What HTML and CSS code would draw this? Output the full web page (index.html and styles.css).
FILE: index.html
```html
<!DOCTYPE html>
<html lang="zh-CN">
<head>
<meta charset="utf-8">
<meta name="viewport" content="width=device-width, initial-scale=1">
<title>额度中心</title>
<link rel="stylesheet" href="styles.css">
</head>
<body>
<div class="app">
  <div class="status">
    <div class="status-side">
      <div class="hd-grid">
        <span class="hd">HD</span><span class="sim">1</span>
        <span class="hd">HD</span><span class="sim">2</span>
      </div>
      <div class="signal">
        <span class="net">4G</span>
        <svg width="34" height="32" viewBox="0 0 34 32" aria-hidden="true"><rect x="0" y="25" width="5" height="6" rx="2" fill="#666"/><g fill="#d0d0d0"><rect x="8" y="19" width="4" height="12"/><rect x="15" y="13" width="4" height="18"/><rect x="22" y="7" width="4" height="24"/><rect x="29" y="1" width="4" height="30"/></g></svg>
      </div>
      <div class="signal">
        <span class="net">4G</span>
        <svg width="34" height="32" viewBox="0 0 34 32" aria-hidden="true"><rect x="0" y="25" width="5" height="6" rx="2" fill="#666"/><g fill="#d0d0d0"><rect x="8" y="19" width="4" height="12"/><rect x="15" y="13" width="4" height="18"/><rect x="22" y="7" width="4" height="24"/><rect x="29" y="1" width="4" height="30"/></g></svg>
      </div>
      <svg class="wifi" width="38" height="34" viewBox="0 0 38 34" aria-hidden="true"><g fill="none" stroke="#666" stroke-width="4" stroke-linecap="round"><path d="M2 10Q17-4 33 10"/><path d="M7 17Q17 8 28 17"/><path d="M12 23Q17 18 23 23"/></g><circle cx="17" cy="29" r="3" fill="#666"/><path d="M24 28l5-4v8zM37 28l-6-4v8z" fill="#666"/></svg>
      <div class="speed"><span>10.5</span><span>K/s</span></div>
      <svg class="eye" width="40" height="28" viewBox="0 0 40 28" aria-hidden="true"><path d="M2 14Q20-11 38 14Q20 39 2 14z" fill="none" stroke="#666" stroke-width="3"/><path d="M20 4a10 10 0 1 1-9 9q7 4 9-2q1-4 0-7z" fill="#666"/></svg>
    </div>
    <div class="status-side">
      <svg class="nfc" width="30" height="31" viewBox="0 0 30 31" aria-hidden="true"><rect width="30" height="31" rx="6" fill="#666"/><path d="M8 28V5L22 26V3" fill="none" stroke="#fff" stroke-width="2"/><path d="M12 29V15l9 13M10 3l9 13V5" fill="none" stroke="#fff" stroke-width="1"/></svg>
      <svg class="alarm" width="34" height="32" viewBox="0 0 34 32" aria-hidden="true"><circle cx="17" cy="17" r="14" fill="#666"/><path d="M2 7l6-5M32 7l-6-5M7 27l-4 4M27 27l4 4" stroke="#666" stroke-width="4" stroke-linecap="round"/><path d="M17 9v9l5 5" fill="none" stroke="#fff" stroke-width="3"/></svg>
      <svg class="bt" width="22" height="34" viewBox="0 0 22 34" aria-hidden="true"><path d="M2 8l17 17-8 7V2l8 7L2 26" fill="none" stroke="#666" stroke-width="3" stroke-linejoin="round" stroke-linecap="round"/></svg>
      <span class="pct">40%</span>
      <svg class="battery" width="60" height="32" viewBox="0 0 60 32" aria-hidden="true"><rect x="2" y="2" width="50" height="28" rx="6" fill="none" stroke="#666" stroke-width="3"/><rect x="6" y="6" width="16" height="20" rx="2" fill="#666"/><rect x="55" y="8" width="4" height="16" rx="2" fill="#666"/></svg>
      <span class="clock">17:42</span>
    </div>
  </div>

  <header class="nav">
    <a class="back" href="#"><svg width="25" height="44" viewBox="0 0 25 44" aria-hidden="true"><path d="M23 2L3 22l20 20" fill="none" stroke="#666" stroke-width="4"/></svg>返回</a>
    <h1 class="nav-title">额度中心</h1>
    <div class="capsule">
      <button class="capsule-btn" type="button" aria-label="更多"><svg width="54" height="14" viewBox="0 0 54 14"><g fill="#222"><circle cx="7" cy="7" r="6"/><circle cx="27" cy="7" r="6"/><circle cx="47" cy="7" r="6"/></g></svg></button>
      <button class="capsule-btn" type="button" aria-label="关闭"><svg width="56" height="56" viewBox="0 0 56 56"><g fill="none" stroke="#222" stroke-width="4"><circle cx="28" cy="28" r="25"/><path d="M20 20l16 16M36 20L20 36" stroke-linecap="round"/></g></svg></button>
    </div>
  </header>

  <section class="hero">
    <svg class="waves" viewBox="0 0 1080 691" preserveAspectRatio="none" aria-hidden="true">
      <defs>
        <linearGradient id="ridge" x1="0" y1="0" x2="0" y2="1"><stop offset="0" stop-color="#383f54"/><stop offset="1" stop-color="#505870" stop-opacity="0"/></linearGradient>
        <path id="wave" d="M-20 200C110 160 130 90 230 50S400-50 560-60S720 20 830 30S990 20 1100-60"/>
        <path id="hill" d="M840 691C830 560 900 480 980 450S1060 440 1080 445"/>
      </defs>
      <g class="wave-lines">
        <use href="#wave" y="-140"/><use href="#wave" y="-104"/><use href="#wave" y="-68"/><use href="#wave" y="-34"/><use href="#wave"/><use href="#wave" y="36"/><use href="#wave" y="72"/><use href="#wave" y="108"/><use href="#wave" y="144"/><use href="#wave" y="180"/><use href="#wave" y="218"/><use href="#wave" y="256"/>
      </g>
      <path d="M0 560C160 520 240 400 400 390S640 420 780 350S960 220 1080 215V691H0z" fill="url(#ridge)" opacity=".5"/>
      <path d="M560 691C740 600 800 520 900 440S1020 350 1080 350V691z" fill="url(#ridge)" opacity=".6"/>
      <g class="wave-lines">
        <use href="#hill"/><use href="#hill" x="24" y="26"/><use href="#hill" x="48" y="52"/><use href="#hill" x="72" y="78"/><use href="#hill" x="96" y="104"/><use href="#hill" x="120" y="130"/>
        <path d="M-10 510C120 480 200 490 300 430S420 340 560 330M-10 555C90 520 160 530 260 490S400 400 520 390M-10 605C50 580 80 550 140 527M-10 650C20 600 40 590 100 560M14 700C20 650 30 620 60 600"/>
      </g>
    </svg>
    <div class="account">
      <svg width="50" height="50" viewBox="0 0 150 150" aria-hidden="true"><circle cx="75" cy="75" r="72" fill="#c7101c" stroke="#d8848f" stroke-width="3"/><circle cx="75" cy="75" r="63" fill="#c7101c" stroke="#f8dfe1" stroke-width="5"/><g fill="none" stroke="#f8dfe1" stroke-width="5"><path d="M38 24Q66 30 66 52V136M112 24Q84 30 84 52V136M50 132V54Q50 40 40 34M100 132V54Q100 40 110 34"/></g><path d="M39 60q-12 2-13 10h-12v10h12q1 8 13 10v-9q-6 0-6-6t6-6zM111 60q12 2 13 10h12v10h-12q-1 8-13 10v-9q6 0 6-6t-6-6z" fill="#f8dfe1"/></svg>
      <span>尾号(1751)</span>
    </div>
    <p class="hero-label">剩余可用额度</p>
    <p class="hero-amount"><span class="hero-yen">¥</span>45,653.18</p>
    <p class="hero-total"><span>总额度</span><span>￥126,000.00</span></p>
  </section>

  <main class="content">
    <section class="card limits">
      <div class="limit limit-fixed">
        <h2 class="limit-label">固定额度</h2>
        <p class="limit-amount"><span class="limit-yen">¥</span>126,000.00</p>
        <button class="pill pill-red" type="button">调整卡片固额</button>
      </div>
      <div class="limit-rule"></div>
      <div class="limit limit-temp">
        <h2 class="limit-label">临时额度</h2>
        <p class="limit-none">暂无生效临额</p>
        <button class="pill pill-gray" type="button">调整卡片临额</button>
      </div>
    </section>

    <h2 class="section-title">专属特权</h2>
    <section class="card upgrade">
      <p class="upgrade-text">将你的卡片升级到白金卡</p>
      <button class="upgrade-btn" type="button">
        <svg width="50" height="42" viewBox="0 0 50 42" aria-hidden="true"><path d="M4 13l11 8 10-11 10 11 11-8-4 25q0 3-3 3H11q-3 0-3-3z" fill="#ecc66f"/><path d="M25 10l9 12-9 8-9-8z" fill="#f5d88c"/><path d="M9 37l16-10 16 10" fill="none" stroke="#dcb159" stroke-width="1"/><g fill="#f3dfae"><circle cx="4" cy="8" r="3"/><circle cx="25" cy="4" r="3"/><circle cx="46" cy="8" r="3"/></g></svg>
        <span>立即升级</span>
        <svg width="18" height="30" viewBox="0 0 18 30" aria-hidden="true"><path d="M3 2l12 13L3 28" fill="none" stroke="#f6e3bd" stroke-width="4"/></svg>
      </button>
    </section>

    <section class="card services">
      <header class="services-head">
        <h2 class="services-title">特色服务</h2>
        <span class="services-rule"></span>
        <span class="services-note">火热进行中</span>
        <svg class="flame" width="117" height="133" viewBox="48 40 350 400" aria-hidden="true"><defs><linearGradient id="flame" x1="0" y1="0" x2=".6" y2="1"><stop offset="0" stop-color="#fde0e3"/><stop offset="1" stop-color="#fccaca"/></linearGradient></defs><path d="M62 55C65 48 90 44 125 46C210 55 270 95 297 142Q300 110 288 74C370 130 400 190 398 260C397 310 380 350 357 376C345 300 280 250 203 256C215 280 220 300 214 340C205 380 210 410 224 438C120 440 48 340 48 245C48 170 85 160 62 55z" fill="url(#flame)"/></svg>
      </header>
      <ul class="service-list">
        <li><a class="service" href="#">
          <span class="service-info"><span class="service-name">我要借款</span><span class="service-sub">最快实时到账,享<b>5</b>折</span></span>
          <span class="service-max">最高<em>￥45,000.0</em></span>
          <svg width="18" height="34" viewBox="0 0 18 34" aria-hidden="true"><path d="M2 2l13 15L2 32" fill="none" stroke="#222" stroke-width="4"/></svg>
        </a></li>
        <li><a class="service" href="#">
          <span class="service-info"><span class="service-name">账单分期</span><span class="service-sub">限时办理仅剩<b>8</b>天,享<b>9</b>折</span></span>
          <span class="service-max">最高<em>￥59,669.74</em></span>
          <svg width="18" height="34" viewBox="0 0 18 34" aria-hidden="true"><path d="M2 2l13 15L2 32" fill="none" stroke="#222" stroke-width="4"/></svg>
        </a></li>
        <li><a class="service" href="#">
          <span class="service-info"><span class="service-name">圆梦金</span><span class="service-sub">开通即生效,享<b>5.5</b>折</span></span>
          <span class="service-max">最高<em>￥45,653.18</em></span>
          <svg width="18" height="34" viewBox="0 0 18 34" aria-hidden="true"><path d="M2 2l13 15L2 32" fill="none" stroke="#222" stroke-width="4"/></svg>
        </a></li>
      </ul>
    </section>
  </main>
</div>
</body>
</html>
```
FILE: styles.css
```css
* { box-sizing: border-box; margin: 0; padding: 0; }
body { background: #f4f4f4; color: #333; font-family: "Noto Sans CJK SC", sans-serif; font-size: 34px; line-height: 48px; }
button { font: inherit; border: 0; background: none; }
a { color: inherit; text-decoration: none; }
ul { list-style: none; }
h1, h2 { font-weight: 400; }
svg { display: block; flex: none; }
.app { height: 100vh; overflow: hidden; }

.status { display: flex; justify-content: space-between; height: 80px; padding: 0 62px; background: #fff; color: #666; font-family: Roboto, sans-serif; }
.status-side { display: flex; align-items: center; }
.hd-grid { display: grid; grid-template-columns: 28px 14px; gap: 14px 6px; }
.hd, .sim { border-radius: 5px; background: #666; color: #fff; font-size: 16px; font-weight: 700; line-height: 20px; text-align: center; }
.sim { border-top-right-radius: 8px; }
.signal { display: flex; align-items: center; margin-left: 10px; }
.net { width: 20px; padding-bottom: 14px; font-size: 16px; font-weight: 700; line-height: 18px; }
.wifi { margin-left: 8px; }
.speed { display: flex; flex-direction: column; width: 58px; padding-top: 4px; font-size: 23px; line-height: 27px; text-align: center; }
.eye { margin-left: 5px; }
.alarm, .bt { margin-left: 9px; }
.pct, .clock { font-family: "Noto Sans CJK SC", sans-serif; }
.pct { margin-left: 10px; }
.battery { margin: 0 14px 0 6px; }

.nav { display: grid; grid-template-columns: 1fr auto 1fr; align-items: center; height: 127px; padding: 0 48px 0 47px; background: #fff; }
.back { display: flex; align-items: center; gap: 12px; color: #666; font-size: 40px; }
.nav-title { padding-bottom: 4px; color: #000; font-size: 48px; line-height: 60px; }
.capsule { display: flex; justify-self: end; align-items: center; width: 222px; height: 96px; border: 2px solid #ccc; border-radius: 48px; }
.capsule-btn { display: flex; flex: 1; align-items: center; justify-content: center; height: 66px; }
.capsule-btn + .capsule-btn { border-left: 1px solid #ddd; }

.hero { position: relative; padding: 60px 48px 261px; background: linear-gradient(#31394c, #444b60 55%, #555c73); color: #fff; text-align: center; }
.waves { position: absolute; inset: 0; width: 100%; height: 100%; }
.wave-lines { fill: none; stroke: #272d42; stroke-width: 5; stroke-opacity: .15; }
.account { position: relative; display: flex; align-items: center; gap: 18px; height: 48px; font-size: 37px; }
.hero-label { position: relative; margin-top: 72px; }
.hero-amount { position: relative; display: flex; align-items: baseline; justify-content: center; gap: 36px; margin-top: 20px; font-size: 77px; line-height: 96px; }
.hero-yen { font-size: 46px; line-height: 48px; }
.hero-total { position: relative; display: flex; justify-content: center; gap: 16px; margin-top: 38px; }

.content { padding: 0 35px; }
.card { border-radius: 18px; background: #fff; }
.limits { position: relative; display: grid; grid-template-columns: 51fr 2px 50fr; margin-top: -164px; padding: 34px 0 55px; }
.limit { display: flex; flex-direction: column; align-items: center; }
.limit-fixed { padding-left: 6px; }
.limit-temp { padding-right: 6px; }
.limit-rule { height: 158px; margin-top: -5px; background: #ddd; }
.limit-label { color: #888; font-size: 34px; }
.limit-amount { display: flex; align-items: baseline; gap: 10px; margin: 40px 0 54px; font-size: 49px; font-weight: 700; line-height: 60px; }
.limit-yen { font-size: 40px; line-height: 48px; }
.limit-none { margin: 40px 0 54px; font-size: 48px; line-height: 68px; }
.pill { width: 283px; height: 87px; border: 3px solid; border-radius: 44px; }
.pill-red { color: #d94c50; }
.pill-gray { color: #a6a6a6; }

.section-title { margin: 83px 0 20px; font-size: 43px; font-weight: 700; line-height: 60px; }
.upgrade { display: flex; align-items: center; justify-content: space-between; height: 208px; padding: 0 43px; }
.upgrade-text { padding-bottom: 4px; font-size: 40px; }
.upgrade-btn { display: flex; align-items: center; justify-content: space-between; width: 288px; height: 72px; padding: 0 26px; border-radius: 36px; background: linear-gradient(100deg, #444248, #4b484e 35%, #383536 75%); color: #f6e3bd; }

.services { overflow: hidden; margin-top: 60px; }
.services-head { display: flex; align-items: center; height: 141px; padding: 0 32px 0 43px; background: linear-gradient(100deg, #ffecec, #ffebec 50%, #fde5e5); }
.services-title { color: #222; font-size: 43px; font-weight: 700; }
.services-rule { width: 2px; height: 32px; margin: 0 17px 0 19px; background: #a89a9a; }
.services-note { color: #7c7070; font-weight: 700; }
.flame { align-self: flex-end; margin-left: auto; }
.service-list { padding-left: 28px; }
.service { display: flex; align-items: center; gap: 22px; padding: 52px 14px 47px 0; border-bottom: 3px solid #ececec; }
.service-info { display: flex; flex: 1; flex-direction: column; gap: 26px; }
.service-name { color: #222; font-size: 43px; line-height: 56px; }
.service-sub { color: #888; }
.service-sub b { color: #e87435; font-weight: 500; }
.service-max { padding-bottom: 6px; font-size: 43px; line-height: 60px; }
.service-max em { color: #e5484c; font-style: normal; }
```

■ What the task asks
Gather every line from the listing above in which the word "index" appears.

■ Expected answer
What HTML and CSS code would draw this? Output the full web page (index.html and styles.css).
FILE: index.html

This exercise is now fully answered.